> Task goal: The listing below begins with the first line you should copy; stop after the line containing "import clsx from", and drop every picture.

○ ○ ○

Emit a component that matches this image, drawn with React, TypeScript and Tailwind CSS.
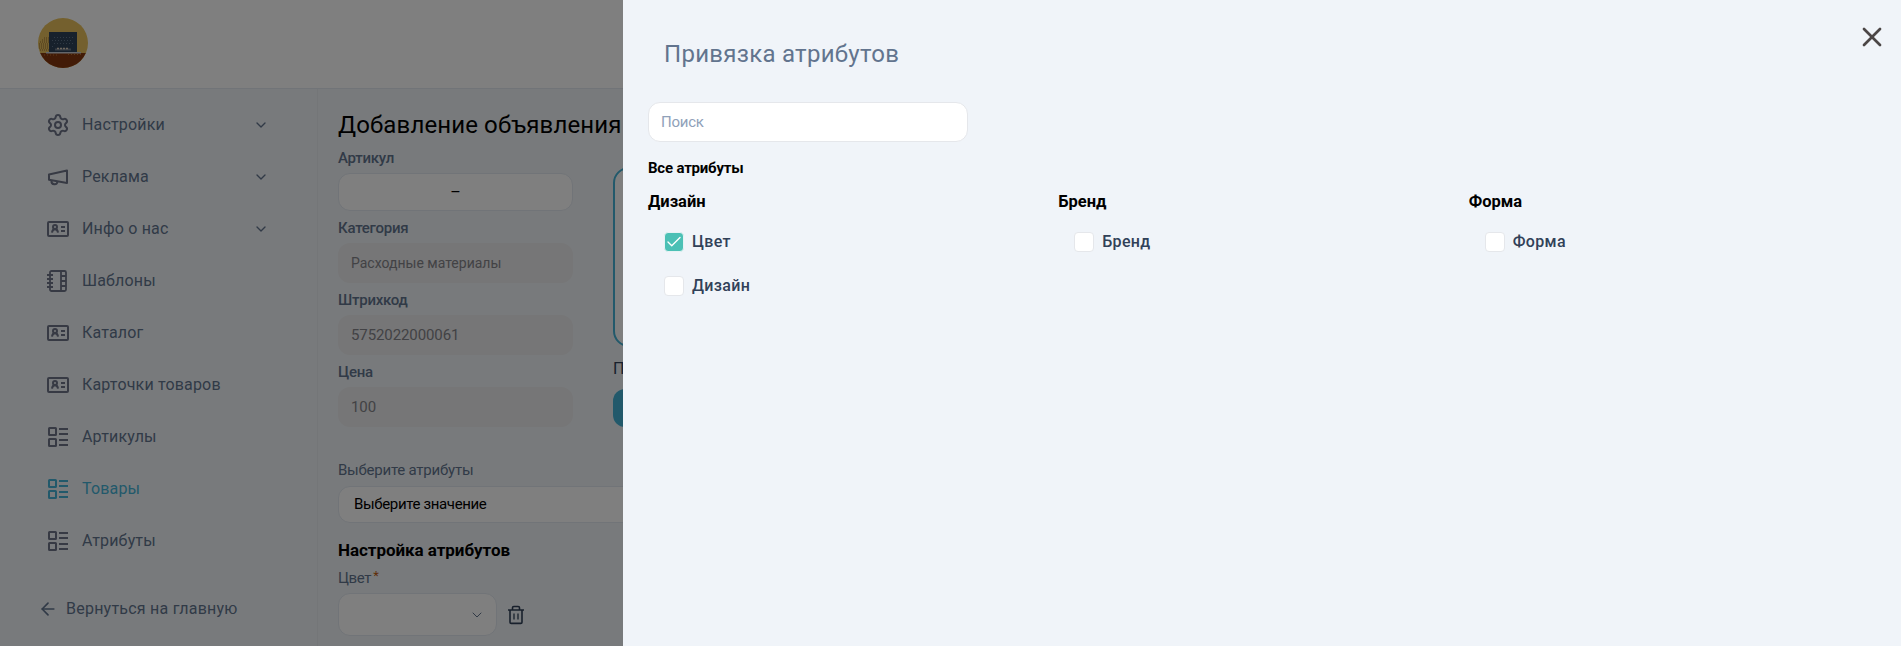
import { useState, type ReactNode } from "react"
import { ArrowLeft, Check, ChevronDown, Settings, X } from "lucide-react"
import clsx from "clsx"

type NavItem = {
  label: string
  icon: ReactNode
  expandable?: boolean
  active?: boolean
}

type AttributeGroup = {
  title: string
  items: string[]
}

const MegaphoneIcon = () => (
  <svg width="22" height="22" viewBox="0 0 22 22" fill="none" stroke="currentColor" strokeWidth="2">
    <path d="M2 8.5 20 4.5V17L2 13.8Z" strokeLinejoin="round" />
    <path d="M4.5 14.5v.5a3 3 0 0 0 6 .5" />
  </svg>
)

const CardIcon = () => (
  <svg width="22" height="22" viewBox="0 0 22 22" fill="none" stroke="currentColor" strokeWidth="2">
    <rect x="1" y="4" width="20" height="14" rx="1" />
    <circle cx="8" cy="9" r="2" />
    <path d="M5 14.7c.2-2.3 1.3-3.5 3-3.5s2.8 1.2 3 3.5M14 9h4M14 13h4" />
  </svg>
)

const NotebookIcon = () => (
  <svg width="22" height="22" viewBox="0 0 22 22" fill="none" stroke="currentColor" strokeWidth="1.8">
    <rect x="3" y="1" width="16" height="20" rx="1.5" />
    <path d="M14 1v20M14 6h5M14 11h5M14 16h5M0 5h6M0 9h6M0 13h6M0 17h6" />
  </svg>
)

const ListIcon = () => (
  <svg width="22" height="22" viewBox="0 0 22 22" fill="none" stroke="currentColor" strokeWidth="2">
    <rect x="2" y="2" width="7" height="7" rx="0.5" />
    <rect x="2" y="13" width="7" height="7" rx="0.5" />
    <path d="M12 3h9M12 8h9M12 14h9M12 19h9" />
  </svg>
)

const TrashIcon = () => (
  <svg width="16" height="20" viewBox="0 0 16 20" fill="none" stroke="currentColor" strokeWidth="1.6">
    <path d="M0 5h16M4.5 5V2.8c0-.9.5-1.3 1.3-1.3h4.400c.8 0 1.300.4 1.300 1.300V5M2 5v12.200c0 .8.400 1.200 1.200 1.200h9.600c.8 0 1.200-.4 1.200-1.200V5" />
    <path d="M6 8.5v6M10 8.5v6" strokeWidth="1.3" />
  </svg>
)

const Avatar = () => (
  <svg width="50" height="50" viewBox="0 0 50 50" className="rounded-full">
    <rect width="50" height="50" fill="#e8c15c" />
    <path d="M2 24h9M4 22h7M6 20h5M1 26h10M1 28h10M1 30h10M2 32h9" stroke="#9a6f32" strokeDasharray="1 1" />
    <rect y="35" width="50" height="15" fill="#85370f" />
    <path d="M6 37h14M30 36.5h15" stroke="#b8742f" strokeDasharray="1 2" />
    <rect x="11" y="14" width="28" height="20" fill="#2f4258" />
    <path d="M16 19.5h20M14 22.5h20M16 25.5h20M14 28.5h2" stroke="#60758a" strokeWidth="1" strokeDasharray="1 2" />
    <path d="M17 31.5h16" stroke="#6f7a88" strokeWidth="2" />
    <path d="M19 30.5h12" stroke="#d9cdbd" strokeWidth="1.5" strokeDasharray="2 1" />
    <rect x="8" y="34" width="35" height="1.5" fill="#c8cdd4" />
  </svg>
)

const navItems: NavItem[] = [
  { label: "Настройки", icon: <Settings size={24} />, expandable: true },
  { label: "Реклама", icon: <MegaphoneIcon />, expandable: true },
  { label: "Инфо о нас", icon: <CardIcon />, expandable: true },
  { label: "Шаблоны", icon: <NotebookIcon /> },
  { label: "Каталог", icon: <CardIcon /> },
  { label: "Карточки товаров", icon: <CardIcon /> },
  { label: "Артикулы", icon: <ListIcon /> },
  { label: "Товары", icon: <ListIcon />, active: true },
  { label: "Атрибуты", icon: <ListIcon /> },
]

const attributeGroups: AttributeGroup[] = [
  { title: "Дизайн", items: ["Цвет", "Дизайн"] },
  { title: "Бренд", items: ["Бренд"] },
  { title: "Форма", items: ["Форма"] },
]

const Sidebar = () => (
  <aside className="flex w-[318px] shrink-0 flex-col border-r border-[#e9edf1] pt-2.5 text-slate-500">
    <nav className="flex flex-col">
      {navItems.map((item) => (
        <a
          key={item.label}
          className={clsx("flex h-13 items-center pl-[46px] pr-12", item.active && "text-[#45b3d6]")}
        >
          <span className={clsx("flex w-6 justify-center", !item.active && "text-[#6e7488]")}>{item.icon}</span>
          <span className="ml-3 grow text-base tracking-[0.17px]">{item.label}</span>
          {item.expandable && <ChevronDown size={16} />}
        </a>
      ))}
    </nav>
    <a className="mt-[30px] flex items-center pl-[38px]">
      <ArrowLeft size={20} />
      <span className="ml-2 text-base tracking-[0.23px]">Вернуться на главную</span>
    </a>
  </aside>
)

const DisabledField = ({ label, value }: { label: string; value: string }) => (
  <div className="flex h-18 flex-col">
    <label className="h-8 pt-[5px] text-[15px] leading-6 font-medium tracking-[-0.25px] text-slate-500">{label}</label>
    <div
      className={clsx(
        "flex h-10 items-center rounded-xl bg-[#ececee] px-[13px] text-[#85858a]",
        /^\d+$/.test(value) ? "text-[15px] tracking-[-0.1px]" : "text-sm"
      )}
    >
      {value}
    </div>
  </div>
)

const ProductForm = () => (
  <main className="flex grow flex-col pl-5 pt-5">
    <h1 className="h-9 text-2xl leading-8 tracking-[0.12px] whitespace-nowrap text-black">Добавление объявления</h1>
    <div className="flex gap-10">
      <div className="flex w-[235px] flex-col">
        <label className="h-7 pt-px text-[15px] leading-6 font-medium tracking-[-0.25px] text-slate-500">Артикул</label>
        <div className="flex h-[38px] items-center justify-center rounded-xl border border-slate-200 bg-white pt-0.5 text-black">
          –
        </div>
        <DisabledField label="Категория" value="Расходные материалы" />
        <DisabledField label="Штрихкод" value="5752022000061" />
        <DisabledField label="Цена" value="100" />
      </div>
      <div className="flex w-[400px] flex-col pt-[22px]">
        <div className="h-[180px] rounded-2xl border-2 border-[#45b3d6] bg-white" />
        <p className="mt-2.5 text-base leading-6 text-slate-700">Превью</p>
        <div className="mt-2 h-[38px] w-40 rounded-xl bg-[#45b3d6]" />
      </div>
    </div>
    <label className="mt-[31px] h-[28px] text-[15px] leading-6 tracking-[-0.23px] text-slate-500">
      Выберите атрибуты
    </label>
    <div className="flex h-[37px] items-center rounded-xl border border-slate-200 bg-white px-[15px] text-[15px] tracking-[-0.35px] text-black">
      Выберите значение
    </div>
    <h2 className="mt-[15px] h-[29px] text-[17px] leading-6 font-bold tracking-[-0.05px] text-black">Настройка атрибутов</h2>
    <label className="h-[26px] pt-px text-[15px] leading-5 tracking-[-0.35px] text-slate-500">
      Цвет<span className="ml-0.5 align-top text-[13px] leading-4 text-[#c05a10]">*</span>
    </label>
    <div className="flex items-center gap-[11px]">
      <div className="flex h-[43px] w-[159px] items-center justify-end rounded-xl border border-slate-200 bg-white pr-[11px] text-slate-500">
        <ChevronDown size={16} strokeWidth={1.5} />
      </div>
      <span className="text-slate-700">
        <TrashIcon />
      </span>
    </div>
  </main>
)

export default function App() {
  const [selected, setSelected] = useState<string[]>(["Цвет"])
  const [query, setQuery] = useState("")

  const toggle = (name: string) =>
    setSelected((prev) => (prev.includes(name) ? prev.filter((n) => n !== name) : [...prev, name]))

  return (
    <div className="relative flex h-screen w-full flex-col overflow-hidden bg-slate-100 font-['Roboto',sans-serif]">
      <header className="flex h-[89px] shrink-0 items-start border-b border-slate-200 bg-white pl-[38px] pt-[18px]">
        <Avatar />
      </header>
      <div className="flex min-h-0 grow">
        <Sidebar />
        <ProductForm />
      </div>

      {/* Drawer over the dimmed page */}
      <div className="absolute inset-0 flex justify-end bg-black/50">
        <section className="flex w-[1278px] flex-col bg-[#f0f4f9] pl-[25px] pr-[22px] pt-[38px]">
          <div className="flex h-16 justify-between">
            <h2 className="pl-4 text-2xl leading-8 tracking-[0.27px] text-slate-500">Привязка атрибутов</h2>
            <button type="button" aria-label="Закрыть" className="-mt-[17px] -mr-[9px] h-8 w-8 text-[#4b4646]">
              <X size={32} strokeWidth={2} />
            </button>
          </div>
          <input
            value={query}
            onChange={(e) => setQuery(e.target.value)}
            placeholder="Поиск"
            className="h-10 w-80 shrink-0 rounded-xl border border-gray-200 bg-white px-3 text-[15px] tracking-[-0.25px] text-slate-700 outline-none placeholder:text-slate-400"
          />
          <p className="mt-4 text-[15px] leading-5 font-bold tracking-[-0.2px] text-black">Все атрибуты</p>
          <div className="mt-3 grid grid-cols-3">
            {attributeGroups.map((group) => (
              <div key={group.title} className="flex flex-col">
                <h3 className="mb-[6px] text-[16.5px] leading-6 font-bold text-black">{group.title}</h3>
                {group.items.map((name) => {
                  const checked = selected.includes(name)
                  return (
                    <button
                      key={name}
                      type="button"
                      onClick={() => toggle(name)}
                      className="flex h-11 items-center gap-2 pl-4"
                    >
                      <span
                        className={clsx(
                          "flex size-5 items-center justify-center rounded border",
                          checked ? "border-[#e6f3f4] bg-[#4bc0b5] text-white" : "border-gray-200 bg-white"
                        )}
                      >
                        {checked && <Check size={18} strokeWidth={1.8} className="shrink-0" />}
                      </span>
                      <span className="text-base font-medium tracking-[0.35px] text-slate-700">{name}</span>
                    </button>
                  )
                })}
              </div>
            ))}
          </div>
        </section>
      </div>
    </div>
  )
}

○ ○ ○

> Result for this exercise:
Emit a component that matches this image, drawn with React, TypeScript and Tailwind CSS.
import { useState, type ReactNode } from "react"
import { ArrowLeft, Check, ChevronDown, Settings, X } from "lucide-react"
import clsx from "clsx"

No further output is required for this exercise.